In your copy, leave out the pictures; write out all the data exactly.
** BEGIN Supplied material **
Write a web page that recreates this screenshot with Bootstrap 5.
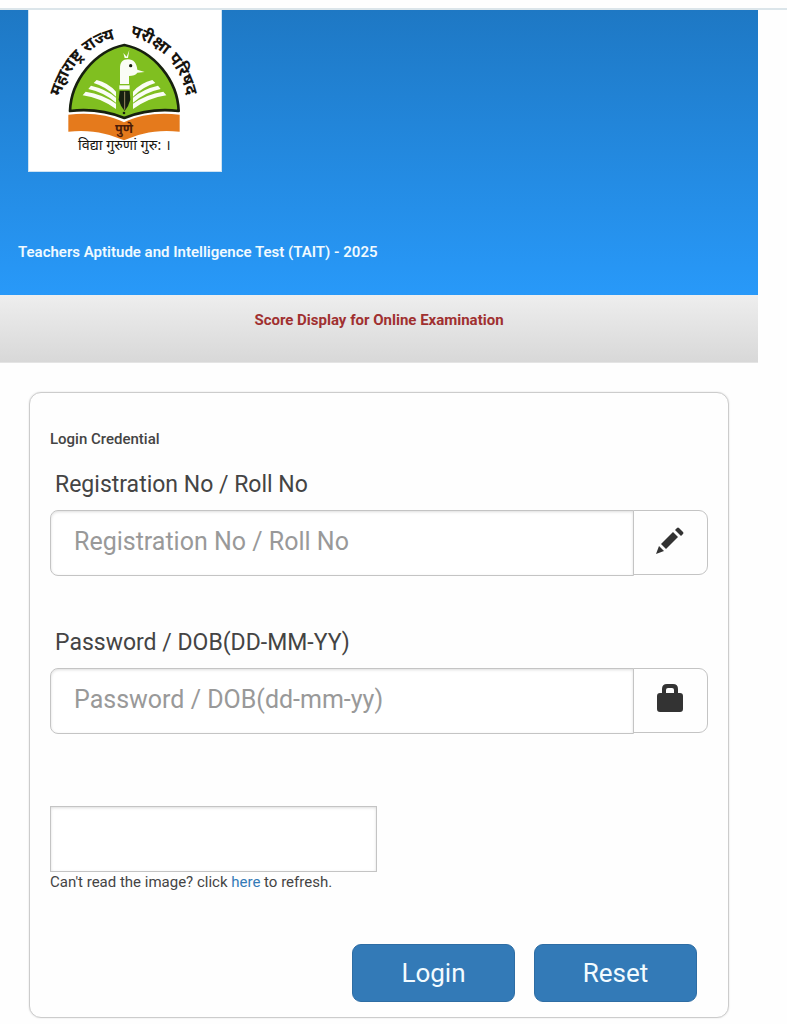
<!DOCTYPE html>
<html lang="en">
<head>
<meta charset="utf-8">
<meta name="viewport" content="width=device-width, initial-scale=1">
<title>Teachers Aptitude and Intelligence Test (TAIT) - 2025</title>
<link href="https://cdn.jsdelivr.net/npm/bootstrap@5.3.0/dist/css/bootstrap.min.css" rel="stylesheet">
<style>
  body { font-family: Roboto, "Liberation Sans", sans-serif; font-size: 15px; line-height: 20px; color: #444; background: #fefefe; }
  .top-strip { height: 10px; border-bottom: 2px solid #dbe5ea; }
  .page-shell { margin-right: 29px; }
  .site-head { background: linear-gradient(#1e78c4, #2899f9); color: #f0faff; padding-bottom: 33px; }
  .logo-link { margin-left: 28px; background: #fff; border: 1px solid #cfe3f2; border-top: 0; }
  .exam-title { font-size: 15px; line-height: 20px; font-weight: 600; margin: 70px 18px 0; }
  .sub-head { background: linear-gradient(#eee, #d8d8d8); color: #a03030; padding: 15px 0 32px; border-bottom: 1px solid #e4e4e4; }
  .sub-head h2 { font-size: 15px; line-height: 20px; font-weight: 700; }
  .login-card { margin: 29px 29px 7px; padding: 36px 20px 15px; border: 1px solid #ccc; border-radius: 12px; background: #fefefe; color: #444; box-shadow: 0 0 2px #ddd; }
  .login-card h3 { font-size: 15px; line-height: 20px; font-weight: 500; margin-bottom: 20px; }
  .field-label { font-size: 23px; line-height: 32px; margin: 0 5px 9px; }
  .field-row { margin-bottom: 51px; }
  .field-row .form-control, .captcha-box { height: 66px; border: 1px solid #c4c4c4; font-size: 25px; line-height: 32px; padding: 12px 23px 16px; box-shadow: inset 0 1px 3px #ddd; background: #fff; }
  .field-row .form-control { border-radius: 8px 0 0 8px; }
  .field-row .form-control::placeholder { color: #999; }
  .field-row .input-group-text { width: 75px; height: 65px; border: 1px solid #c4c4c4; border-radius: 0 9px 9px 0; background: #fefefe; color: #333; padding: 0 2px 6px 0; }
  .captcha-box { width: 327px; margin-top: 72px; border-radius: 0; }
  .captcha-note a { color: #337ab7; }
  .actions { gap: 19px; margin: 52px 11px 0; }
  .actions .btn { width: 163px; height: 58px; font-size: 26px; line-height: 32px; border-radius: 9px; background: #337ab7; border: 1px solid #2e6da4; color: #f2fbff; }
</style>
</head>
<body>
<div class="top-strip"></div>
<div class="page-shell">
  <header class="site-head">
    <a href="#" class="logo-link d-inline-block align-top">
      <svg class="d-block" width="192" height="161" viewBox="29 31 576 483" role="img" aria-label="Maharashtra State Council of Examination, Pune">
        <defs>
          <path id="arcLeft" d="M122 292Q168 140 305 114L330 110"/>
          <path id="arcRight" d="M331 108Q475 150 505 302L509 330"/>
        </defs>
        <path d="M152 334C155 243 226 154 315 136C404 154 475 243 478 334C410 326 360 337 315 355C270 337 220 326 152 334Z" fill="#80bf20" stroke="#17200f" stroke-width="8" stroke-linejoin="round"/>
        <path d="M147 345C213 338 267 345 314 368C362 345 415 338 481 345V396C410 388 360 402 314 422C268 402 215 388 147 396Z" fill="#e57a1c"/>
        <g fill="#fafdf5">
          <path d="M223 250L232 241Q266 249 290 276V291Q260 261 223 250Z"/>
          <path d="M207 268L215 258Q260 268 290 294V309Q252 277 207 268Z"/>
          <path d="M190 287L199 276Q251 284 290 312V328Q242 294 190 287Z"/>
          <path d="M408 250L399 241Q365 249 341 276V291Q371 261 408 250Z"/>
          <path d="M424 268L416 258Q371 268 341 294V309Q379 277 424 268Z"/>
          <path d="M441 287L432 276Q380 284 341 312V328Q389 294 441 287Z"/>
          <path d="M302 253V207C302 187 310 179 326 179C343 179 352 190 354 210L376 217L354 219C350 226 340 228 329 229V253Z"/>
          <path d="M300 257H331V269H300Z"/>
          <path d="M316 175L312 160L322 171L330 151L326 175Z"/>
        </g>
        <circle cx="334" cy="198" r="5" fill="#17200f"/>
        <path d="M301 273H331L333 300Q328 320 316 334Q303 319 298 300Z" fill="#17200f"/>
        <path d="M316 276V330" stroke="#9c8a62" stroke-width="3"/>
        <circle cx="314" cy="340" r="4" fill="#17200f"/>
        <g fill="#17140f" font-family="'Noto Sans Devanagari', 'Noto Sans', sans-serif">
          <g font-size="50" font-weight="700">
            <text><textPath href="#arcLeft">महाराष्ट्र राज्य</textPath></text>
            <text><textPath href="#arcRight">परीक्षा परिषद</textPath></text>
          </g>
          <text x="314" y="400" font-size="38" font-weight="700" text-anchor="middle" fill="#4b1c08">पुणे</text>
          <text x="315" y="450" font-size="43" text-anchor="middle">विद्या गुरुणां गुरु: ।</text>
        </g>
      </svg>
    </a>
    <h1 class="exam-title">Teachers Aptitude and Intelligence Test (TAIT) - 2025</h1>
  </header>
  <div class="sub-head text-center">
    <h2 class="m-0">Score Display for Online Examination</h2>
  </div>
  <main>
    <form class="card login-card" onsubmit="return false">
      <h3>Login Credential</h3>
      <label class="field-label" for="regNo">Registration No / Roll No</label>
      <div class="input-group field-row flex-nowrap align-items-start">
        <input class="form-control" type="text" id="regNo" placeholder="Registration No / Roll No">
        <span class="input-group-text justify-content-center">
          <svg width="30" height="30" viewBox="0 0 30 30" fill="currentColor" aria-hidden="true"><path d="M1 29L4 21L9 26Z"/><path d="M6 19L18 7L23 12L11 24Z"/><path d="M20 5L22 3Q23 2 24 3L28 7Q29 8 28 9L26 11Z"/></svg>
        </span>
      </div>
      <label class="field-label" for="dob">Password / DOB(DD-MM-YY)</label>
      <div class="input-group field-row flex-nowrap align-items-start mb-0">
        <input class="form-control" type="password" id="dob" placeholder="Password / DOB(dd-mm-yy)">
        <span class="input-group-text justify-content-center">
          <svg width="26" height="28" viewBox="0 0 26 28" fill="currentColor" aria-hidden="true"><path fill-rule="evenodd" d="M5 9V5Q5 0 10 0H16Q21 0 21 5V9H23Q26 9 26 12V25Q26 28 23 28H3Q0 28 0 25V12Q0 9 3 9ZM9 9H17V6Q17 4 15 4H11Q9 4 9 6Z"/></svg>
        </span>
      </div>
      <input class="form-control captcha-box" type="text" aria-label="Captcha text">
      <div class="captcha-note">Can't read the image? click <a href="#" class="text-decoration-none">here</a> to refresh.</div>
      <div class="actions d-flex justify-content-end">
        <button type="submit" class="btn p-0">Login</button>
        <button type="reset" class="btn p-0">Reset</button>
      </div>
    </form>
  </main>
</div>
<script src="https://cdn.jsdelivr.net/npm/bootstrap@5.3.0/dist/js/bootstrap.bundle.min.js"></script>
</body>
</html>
** END Supplied material **
*Solution to the problem*:
Write a web page that recreates this screenshot with Bootstrap 5.
<!DOCTYPE html>
<html lang="en">
<head>
<meta charset="utf-8">
<meta name="viewport" content="width=device-width, initial-scale=1">
<title>Teachers Aptitude and Intelligence Test (TAIT) - 2025</title>
<link href="https://cdn.jsdelivr.net/npm/bootstrap@5.3.0/dist/css/bootstrap.min.css" rel="stylesheet">
<style>
  body { font-family: Roboto, "Liberation Sans", sans-serif; font-size: 15px; line-height: 20px; color: #444; background: #fefefe; }
  .top-strip { height: 10px; border-bottom: 2px solid #dbe5ea; }
  .page-shell { margin-right: 29px; }
  .site-head { background: linear-gradient(#1e78c4, #2899f9); color: #f0faff; padding-bottom: 33px; }
  .logo-link { margin-left: 28px; background: #fff; border: 1px solid #cfe3f2; border-top: 0; }
  .exam-title { font-size: 15px; line-height: 20px; font-weight: 600; margin: 70px 18px 0; }
  .sub-head { background: linear-gradient(#eee, #d8d8d8); color: #a03030; padding: 15px 0 32px; border-bottom: 1px solid #e4e4e4; }
  .sub-head h2 { font-size: 15px; line-height: 20px; font-weight: 700; }
  .login-card { margin: 29px 29px 7px; padding: 36px 20px 15px; border: 1px solid #ccc; border-radius: 12px; background: #fefefe; color: #444; box-shadow: 0 0 2px #ddd; }
  .login-card h3 { font-size: 15px; line-height: 20px; font-weight: 500; margin-bottom: 20px; }
  .field-label { font-size: 23px; line-height: 32px; margin: 0 5px 9px; }
  .field-row { margin-bottom: 51px; }
  .field-row .form-control, .captcha-box { height: 66px; border: 1px solid #c4c4c4; font-size: 25px; line-height: 32px; padding: 12px 23px 16px; box-shadow: inset 0 1px 3px #ddd; background: #fff; }
  .field-row .form-control { border-radius: 8px 0 0 8px; }
  .field-row .form-control::placeholder { color: #999; }
  .field-row .input-group-text { width: 75px; height: 65px; border: 1px solid #c4c4c4; border-radius: 0 9px 9px 0; background: #fefefe; color: #333; padding: 0 2px 6px 0; }
  .captcha-box { width: 327px; margin-top: 72px; border-radius: 0; }
  .captcha-note a { color: #337ab7; }
  .actions { gap: 19px; margin: 52px 11px 0; }
  .actions .btn { width: 163px; height: 58px; font-size: 26px; line-height: 32px; border-radius: 9px; background: #337ab7; border: 1px solid #2e6da4; color: #f2fbff; }
</style>
</head>
<body>
<div class="top-strip"></div>
<div class="page-shell">
  <header class="site-head">
    <a href="#" class="logo-link d-inline-block align-top">
      <svg class="d-block" width="192" height="161" viewBox="29 31 576 483" role="img" aria-label="Maharashtra State Council of Examination, Pune">
        <defs>
          <path id="arcLeft" d="M122 292Q168 140 305 114L330 110"/>
          <path id="arcRight" d="M331 108Q475 150 505 302L509 330"/>
        </defs>
        <path d="M152 334C155 243 226 154 315 136C404 154 475 243 478 334C410 326 360 337 315 355C270 337 220 326 152 334Z" fill="#80bf20" stroke="#17200f" stroke-width="8" stroke-linejoin="round"/>
        <path d="M147 345C213 338 267 345 314 368C362 345 415 338 481 345V396C410 388 360 402 314 422C268 402 215 388 147 396Z" fill="#e57a1c"/>
        <g fill="#fafdf5">
          <path d="M223 250L232 241Q266 249 290 276V291Q260 261 223 250Z"/>
          <path d="M207 268L215 258Q260 268 290 294V309Q252 277 207 268Z"/>
          <path d="M190 287L199 276Q251 284 290 312V328Q242 294 190 287Z"/>
          <path d="M408 250L399 241Q365 249 341 276V291Q371 261 408 250Z"/>
          <path d="M424 268L416 258Q371 268 341 294V309Q379 277 424 268Z"/>
          <path d="M441 287L432 276Q380 284 341 312V328Q389 294 441 287Z"/>
          <path d="M302 253V207C302 187 310 179 326 179C343 179 352 190 354 210L376 217L354 219C350 226 340 228 329 229V253Z"/>
          <path d="M300 257H331V269H300Z"/>
          <path d="M316 175L312 160L322 171L330 151L326 175Z"/>
        </g>
        <circle cx="334" cy="198" r="5" fill="#17200f"/>
        <path d="M301 273H331L333 300Q328 320 316 334Q303 319 298 300Z" fill="#17200f"/>
        <path d="M316 276V330" stroke="#9c8a62" stroke-width="3"/>
        <circle cx="314" cy="340" r="4" fill="#17200f"/>
        <g fill="#17140f" font-family="'Noto Sans Devanagari', 'Noto Sans', sans-serif">
          <g font-size="50" font-weight="700">
            <text><textPath href="#arcLeft">महाराष्ट्र राज्य</textPath></text>
            <text><textPath href="#arcRight">परीक्षा परिषद</textPath></text>
          </g>
          <text x="314" y="400" font-size="38" font-weight="700" text-anchor="middle" fill="#4b1c08">पुणे</text>
          <text x="315" y="450" font-size="43" text-anchor="middle">विद्या गुरुणां गुरु: ।</text>
        </g>
      </svg>
    </a>
    <h1 class="exam-title">Teachers Aptitude and Intelligence Test (TAIT) - 2025</h1>
  </header>
  <div class="sub-head text-center">
    <h2 class="m-0">Score Display for Online Examination</h2>
  </div>
  <main>
    <form class="card login-card" onsubmit="return false">
      <h3>Login Credential</h3>
      <label class="field-label" for="regNo">Registration No / Roll No</label>
      <div class="input-group field-row flex-nowrap align-items-start">
        <input class="form-control" type="text" id="regNo" placeholder="Registration No / Roll No">
        <span class="input-group-text justify-content-center">
          <svg width="30" height="30" viewBox="0 0 30 30" fill="currentColor" aria-hidden="true"><path d="M1 29L4 21L9 26Z"/><path d="M6 19L18 7L23 12L11 24Z"/><path d="M20 5L22 3Q23 2 24 3L28 7Q29 8 28 9L26 11Z"/></svg>
        </span>
      </div>
      <label class="field-label" for="dob">Password / DOB(DD-MM-YY)</label>
      <div class="input-group field-row flex-nowrap align-items-start mb-0">
        <input class="form-control" type="password" id="dob" placeholder="Password / DOB(dd-mm-yy)">
        <span class="input-group-text justify-content-center">
          <svg width="26" height="28" viewBox="0 0 26 28" fill="currentColor" aria-hidden="true"><path fill-rule="evenodd" d="M5 9V5Q5 0 10 0H16Q21 0 21 5V9H23Q26 9 26 12V25Q26 28 23 28H3Q0 28 0 25V12Q0 9 3 9ZM9 9H17V6Q17 4 15 4H11Q9 4 9 6Z"/></svg>
        </span>
      </div>
      <input class="form-control captcha-box" type="text" aria-label="Captcha text">
      <div class="captcha-note">Can't read the image? click <a href="#" class="text-decoration-none">here</a> to refresh.</div>
      <div class="actions d-flex justify-content-end">
        <button type="submit" class="btn p-0">Login</button>
        <button type="reset" class="btn p-0">Reset</button>
      </div>
    </form>
  </main>
</div>
<script src="https://cdn.jsdelivr.net/npm/bootstrap@5.3.0/dist/js/bootstrap.bundle.min.js"></script>
</body>
</html>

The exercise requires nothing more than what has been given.